David McCandless’ elegant (and helpful!) chart of Who’s Suing Whom in the Telecoms Trade got an update from Fortune to include Apple’s newest lawsuit against Motorola.

As elegant as this graphic is, only one word comes to mind: ugh.

Lesson 4: Confusion can cost you

Nowhere is the power of plain speech more quantifiably evident this week than in Expedia’s discovery that a confusing data field had been costing them $12 million a year.

Expedia analysts were trying to figure out why a number of people who had entered information like dates and credit card numbers, and then clicked the “Buy Now” button, never completed their transactions. They began correlating information about these events to discover patterns in the transaction failures.

Lo and behold, it turned out that the transactions were being rejected during credit card verification because customers were entering incorrect addresses.
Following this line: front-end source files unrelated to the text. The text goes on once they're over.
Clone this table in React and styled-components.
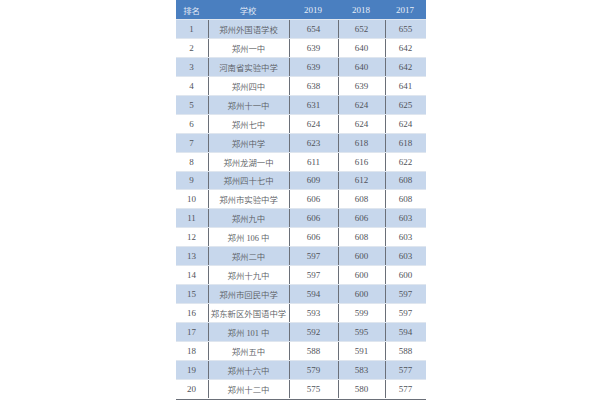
import React from "react";
import styled, { createGlobalStyle } from "styled-components";

const Global = createGlobalStyle`
  html, body { margin: 0; padding: 0; background: #fff; }
  body { font-family: "Liberation Serif", "Noto Sans CJK SC", serif; }
`;

const Page = styled.div`
  width: 600px;
  height: 400px;
  display: flex;
  justify-content: center;
  padding-left: 1px;
  box-sizing: border-box;
`;

const Table = styled.div`
  width: 250px;
  display: flex;
  flex-direction: column;
  border-bottom: 1px solid #6a6f78;
`;

const Row = styled.div`
  display: grid;
  grid-template-columns: 32px 81px 49px 47px 41px;
  height: ${(p) => (p.head ? "19px" : "18.95px")};
  background: ${(p) => (p.head ? "#4a7fc0" : p.odd ? "#c7d7ec" : "#fff")};
  color: ${(p) => (p.head ? "#e8eef8" : "#50535a")};
  border-top: ${(p) => (p.head ? "none" : "1px solid #dfe6ef")};
  box-sizing: border-box;
`;

const Cell = styled.div`
  display: flex;
  align-items: center;
  justify-content: center;
  font-size: ${(p) => (p.name ? "8.4px" : "9px")};
  font-weight: ${(p) => (p.name ? 350 : 400)};
  color: ${(p) => (p.name && !p.head ? "#5a5d64" : "inherit")};
  white-space: nowrap;
  border-left: ${(p) => (p.first || p.head ? "none" : "1px solid #6a6f78")};
`;

const data = [
  [1, "郑州外国语学校", 654, 652, 655],
  [2, "郑州一中", 639, 640, 642],
  [3, "河南省实验中学", 639, 640, 642],
  [4, "郑州四中", 638, 639, 641],
  [5, "郑州十一中", 631, 624, 625],
  [6, "郑州七中", 624, 624, 624],
  [7, "郑州中学", 623, 618, 618],
  [8, "郑州龙湖一中", 611, 616, 622],
  [9, "郑州四十七中", 609, 612, 608],
  [10, "郑州市实验中学", 606, 608, 608],
  [11, "郑州九中", 606, 606, 603],
  [12, "郑州 106 中", 606, 608, 603],
  [13, "郑州二中", 597, 600, 603],
  [14, "郑州十九中", 597, 600, 600],
  [15, "郑州市回民中学", 594, 600, 597],
  [16, "郑东新区外国语中学", 593, 599, 597],
  [17, "郑州 101 中", 592, 595, 594],
  [18, "郑州五中", 588, 591, 588],
  [19, "郑州十六中", 579, 583, 577],
  [20, "郑州十二中", 575, 580, 577],
];

export default function App() {
  return (
    <Page>
      <Global />
      <Table>
        <Row head>
          {["排名", "学校", "2019", "2018", "2017"].map((h, j) => (
            <Cell head name={j < 2} key={h}>{h}</Cell>
          ))}
        </Row>
        {data.map((r, i) => (
          <Row key={r[0]} odd={i % 2 === 0}>
            {r.map((v, j) => (
              <Cell key={j} first={j === 0} name={j === 1}>{v}</Cell>
            ))}
          </Row>
        ))}
      </Table>
    </Page>
  );
}
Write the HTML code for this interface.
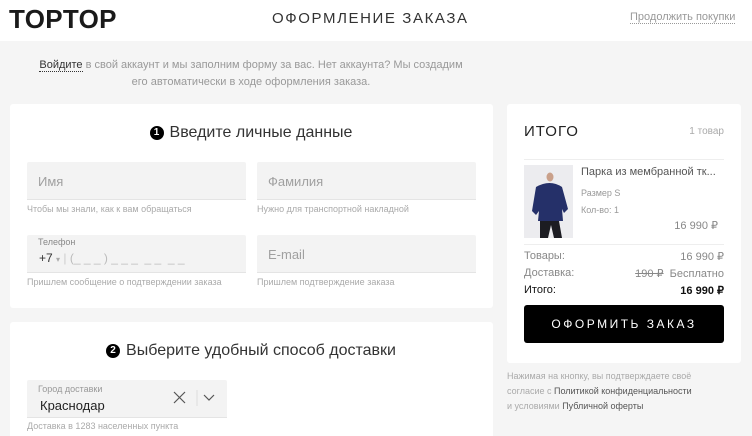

And why were they entering incorrect addresses, you ask?

“We had an optional field on the site under ‘Name’, which was ‘Company’,” Joe Megibow, Expedia’s VP of global analytics, told Silicon.com. “It confused some customers who filled out the ‘Company’ field with their bank name.”

These customers then went on to enter the address of their bank in the address fields.

The fix, of course, was simply to delete the confusing field. According to Megibow, this caused a major change “overnight,” leading to an additional $12 million annual profit. And he says they have identified 50-60 more such changes by using analytics.

Score one more for simplicity. For as every politician surely knows, the devil is in the details.